Reencontra o diálogo fecundo entre o humanismo cristão e a ciência grega, entre
o direito romano e as novas realidades políticas da modernidade.
E,
porque falamos de um livro enraizado nas fontes clássicas, reencontramos também
as figuras que moldaram o imaginário europeu. Cícero, cuja defesa da razão e da
república permanece inspiradora. Avicena, cuja síntese de medicina e metafísica
marcou todo o pensamento medieval. Luciano de Samósata, com a sua ironia e
olhar agudo sobre os vícios humanos.
Estes
autores surgem não como citações decorativas, mas como interlocutores vivos na
reflexão que o Dr. Francisco Marques propõe.
Permitam-me
salientar um aspeto que considero de grande significado pessoal. No primeiro
capítulo, dedicado a Esposende, o autor faz mais do que uma evocação
sentimental. Reconstrói parte da nossa memória coletiva. Mostra-nos que esta
terra, tantas vezes pensada apenas na relação com o mar, tem também um
património intelectual que merece ser conhecido e valorizado. Ao recuperar
figuras como Frey Francisco de Esposende e ao revisitar a história cultural da
região, Francisco Marques contribui para que Esposende se veja a si própria
como lugar de cultura, de leitura e de reflexão.
Este
é, para mim, um ponto muito importante. A identidade de uma comunidade
constrói-se através da memória. E a memória é alimentada por quem lê, por quem
estuda, por quem escreve. Por isso, obras como O Passado Revisitado são
tão valiosas. Trazem para o presente aquilo que o tempo dispersou. Reexplicam o
que o esquecimento ameaça. E fazem-no com rigor, com elegância e, sobretudo,
com generosidade.
Ao
percorrer os capítulos do livro, impressiona-me também a forma como o autor
aproxima tempos distantes sem cair em anacronismos. A reflexão sobre a
historicidade de Cristo, a leitura das Ordenações Manuelinas, a evocação de D.

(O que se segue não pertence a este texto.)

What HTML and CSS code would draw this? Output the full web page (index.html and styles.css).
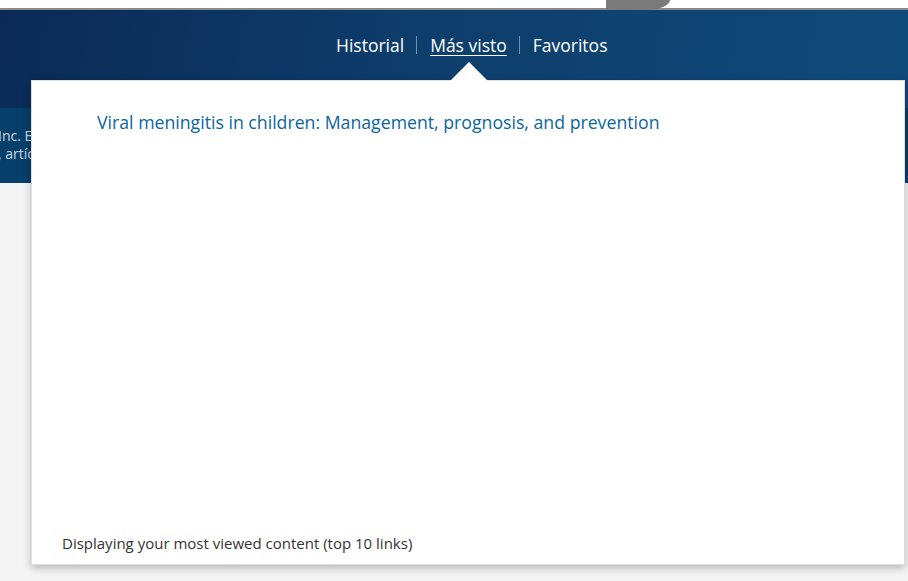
FILE: index.html
```html
<!DOCTYPE html>
<html lang="es">
<head>
    <meta charset="UTF-8">
    <meta name="viewport" content="width=device-width, initial-scale=1.0">
    <title>Más visto</title>
    <link rel="stylesheet" href="styles.css">
</head>
<body>

    <div class="topbar">
        <div class="topbar-tab"></div>
    </div>

    <div class="masthead">
        <ul class="nav">
            <li><a href="#">Historial</a></li>
            <li class="sep"></li>
            <li><a href="#" class="active">Más visto</a></li>
            <li class="sep"></li>
            <li><a href="#">Favoritos</a></li>
        </ul>
    </div>

    <div class="band">
        <p>Inc. Este contenido,<br>, artículos y materiales</p>
    </div>

    <div class="page"></div>

    <div class="dropdown">
        <span class="pointer"></span>
        <ul class="links">
            <li><a href="#">Viral meningitis in children: Management, prognosis, and prevention</a></li>
        </ul>
        <p class="note">Displaying your most viewed content (top 10 links)</p>
    </div>

</body>
</html>
```

FILE: styles.css
```css
body {
    margin: 0;
    font-family: "Open Sans", "Noto Sans", sans-serif;
    background-color: #f4f4f4;
    position: relative;
    height: 581px;
    overflow: hidden;
}
.topbar {
    height: 8px;
    background-color: #fff;
    border-bottom: 2px solid #8a8a8a;
    position: relative;
}
.topbar-tab {
    position: absolute;
    left: 606px;
    top: 0;
    width: 64px;
    height: 10px;
    background-color: #7a7a7a;
    border-bottom-right-radius: 24px 10px;
}
.masthead {
    height: 98px;
    background: linear-gradient(100deg, #0b2a57 0%, #0d3d6b 45%, #104a7a 100%);
}
.nav {
    list-style: none;
    margin: 0;
    padding: 23px 0 0 336px;
    display: flex;
    align-items: center;
}
.nav a {
    color: #fff;
    font-size: 17.5px;
    text-decoration: none;
}
.nav a.active {
    text-decoration: underline;
    text-underline-offset: 3px;
}
.nav .sep {
    width: 1px;
    height: 18px;
    background-color: #6f8fae;
    margin: 0 13px 0 12px;
}
.band {
    height: 75px;
    background-color: #063f69;
    overflow: hidden;
}
.band p {
    margin: 0;
    padding-top: 19px;
    margin-left: -2px;
    color: #c8d8e8;
    font-size: 14px;
    line-height: 18px;
}
.dropdown {
    position: absolute;
    left: 31px;
    top: 80px;
    width: 874px;
    height: 485px;
    background-color: #fff;
    border: 1px solid #dedede;
    box-sizing: border-box;
    box-shadow: 0 3px 8px rgba(0, 0, 0, 0.25);
    display: flex;
    flex-direction: column;
    justify-content: space-between;
}
.pointer {
    position: absolute;
    left: 418px;
    top: -19px;
    width: 0;
    height: 0;
    border-left: 19px solid transparent;
    border-right: 19px solid transparent;
    border-bottom: 19px solid #fff;
}
.links {
    list-style: none;
    margin: 0;
    padding: 29px 0 0 65px;
}
.links a {
    color: #0a66a0;
    font-size: 17.7px;
    text-decoration: none;
}
.note {
    margin: 0 0 11px 30px;
    color: #333;
    font-size: 15px;
}
```
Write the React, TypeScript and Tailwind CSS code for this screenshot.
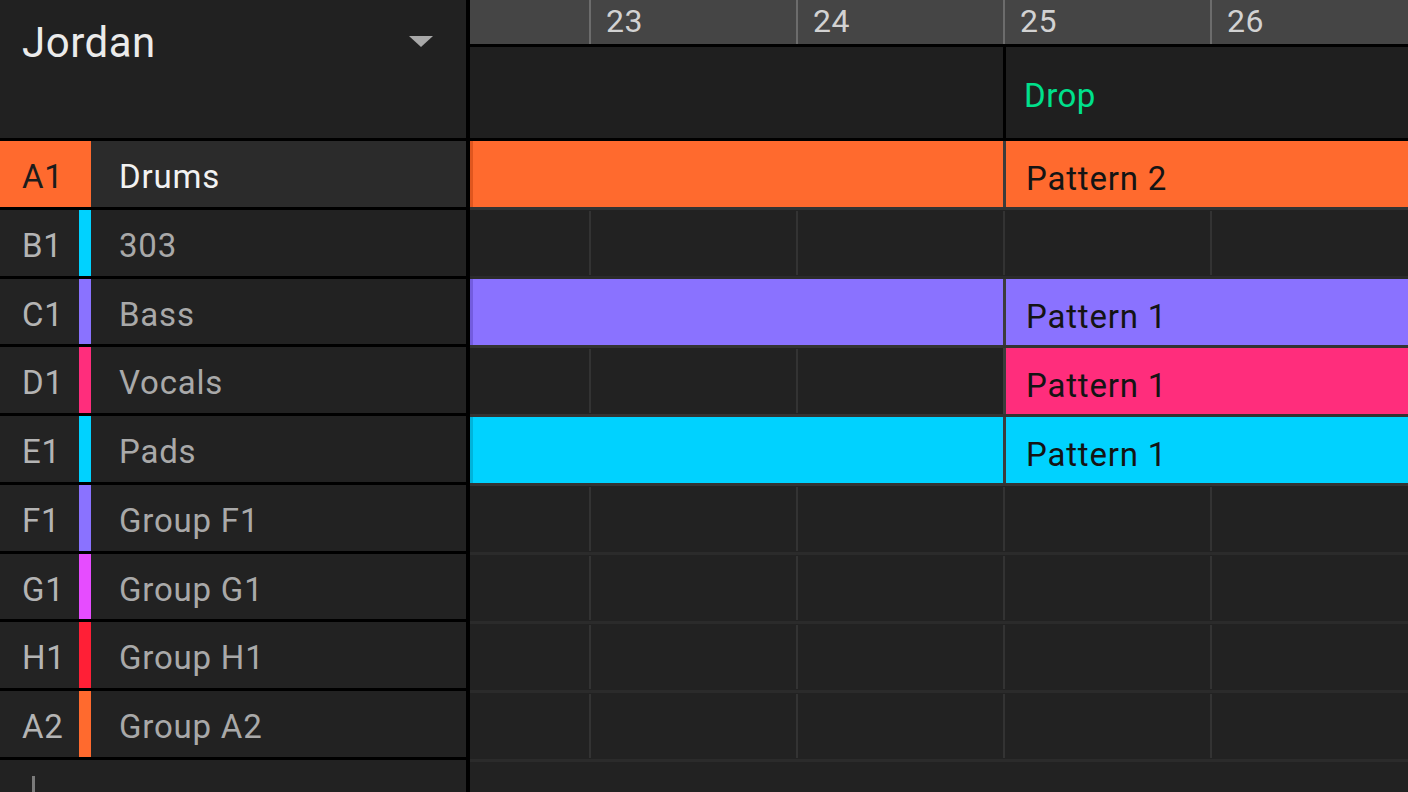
import React from 'react';

type Track = {
  slot: string;
  name: string;
  color: string;
  selected?: boolean;
};

type Lane = {
  color?: string;
  edge?: string;
  label?: string;
  // clip starts only at bar 25
  lateStart?: boolean;
};

const tracks: Track[] = [
  { slot: 'A1', name: 'Drums', color: 'bg-[#ff6a2e]', selected: true },
  { slot: 'B1', name: '303', color: 'bg-[#00d2ff]' },
  { slot: 'C1', name: 'Bass', color: 'bg-[#8a72ff]' },
  { slot: 'D1', name: 'Vocals', color: 'bg-[#ff2d7c]' },
  { slot: 'E1', name: 'Pads', color: 'bg-[#00d2ff]' },
  { slot: 'F1', name: 'Group F1', color: 'bg-[#8a72ff]' },
  { slot: 'G1', name: 'Group G1', color: 'bg-[#e64cff]' },
  { slot: 'H1', name: 'Group H1', color: 'bg-[#ff1f36]' },
  { slot: 'A2', name: 'Group A2', color: 'bg-[#ff6a2e]' },
];

const lanes: Lane[] = [
  { color: 'bg-[#ff6a2e]', edge: 'border-[#e0561f]', label: 'Pattern 2' },
  {},
  { color: 'bg-[#8a72ff]', edge: 'border-[#735cdf]', label: 'Pattern 1' },
  { color: 'bg-[#ff2d7c]', label: 'Pattern 1', lateStart: true },
  { color: 'bg-[#00d2ff]', edge: 'border-[#00b4dc]', label: 'Pattern 1' },
  {},
  {},
  {},
  {},
];

const bars = ['23', '24', '25', '26'];

const font = { fontFamily: 'Roboto, "Noto Sans", sans-serif' };

const TrackRow: React.FC<{ track: Track }> = ({ track }) => (
  <div className="flex h-[69px] border-b-[3px] border-black text-[33px] leading-none tracking-[0.8px]">
    {track.selected ? (
      <div className={`w-[91px] ${track.color} pl-[22px] pt-[19px] text-[#1c1c1c]`}>{track.slot}</div>
    ) : (
      <div className="flex w-[91px] bg-[#232323]">
        <div className="w-[79px] pl-[22px] pt-[19px] text-[#b4b4b4]">{track.slot}</div>
        <div className={`w-[12px] ${track.color}`} />
      </div>
    )}
    <div
      className={`flex-1 pl-[28px] pt-[19px] ${
        track.selected ? 'bg-[#2b2b2b] text-[#f2f2f2]' : 'bg-[#222] text-[#a9a9a9]'
      }`}
    >
      {track.name}
    </div>
  </div>
);

// empty bar cells up to (and optionally past) bar 25
const GridCells: React.FC<{ count: number }> = ({ count }) => (
  <>
    <div className="w-[119px] shrink-0" />
    {Array.from({ length: count }).map((_, i) => (
      <div key={i} className={`${i < 3 ? 'w-[207px]' : 'flex-1'} shrink-0 py-[1px]`}>
        <div className="h-full w-[2px] bg-[#333]" />
      </div>
    ))}
  </>
);

const LaneRow: React.FC<{ lane: Lane }> = ({ lane }) => {
  if (!lane.color) {
    return (
      <div className="flex h-[69px] border-b-[3px] border-[#2b2b2b] bg-[#222]">
        <GridCells count={4} />
      </div>
    );
  }
  return (
    <div className="flex h-[69px] border-b-[3px] border-[#333] bg-[#222]">
      {lane.lateStart ? (
        <div className="flex w-[533px] shrink-0">
          <GridCells count={2} />
        </div>
      ) : (
        <div className={`w-[533px] shrink-0 border-l-[3px] ${lane.edge} ${lane.color}`} />
      )}
      <div
        className={`flex-1 border-l-[3px] border-[#3c3c3c] ${lane.color} pl-[20px] pt-[21px] text-[33px] leading-none tracking-[0.8px] text-[#141414]`}
      >
        {lane.label}
      </div>
    </div>
  );
};

const App: React.FC = () => {
  return (
    <div className="flex h-[792px] w-[1408px] overflow-hidden bg-[#222]" style={font}>
      {/* track list */}
      <div className="flex w-[470px] shrink-0 flex-col border-r-4 border-black">
        <div className="flex h-[141px] shrink-0 justify-between border-b-[3px] border-black bg-[#212121]">
          <div className="pl-[22px] pt-[22px] text-[42px] leading-none tracking-[0.5px] text-[#ebebeb]">Jordan</div>
          <svg width="24" height="12" viewBox="0 0 24 12" className="mr-[33px] mt-[36px]">
            <path d="M0 0 H24 L12 11 Z" fill="#a8a8a8" />
          </svg>
        </div>
        {tracks.map((t) => (
          <TrackRow key={t.slot} track={t} />
        ))}
        <div className="flex-1 pl-[32px] pt-[16px]">
          <div className="h-[16px] w-[3px] bg-[#7a7a7a]" />
        </div>
      </div>

      {/* arrangement */}
      <div className="flex min-w-0 flex-1 flex-col">
        <div className="flex h-[47px] shrink-0 border-b-[3px] border-black bg-[#454545]">
          <div className="w-[119px] shrink-0" />
          {bars.map((b, i) => (
            <div
              key={b}
              className={`${i < 3 ? 'w-[207px]' : 'flex-1'} shrink-0 border-l-2 border-[#6c6c6c] pl-[15px] pt-[5px] text-[32px] leading-none tracking-[0.5px] text-[#d2d2d2]`}
            >
              {b}
            </div>
          ))}
        </div>
        <div className="flex h-[94px] shrink-0 border-b-[3px] border-black bg-[#1f1f1f]">
          <div className="w-[533px] shrink-0" />
          <div className="flex-1 border-l-[3px] border-black pl-[18px] pt-[32px] text-[33px] leading-none tracking-[0.5px] text-[#00e08c]">
            Drop
          </div>
        </div>
        {lanes.map((l, i) => (
          <LaneRow key={i} lane={l} />
        ))}
        <div className="flex-1 bg-[#222]" />
      </div>
    </div>
  );
};

export default App;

Sebastião ou a análise das pandemias na Antiguidade são exemplos de como se
pode revisitar o passado com lucidez e equilíbrio, evitando simplificações e
preconceitos.
Se
tivesse de caracterizar esta obra em poucas palavras, diria que é um exercício
de mediação. Mediação entre o livro raro e o leitor comum. Mediação entre a
erudição e a acessibilidade. Mediação entre o rigor histórico e o prazer da
leitura. E, talvez mais importante, mediação entre o passado e o presente.
É
por isso que, mesmo vindo do mundo da ciência e da tecnologia, encontro nesta
obra um enorme valor. A ciência constrói-se sobre dados, sobre experiências,
sobre modelos. A cultura constrói-se sobre textos, sobre imagens, sobre
memória. Ambas procuram compreender o mundo e ambas dependem da transmissão do
conhecimento. No fundo, ambas se alimentam da mesma atitude de curiosidade e de
respeito pelo que os antecessores nos legaram.
Quero,
por isso, deixar uma palavra de viva felicitação ao Dr. Francisco Marques. Não
apenas por este livro, que é mais um contributo notável, mas pelo percurso que
tem construído. A coleção Alguns Livros da Minha Biblioteca e Outras
Histórias já constitui, por si só, um serviço à cultura portuguesa. O
Passado Revisitado reforça esse serviço e amplia-o.
Agradeço novamente a oportunidade de participar nesta sessão. É para mim uma alegria celebrar este livro, esta obra e esta amizade, aqui na nossa terra. Que muitos leitores possam encontrar nestas páginas a mesma riqueza intelectual e o mesmo prazer de descoberta que encontrei.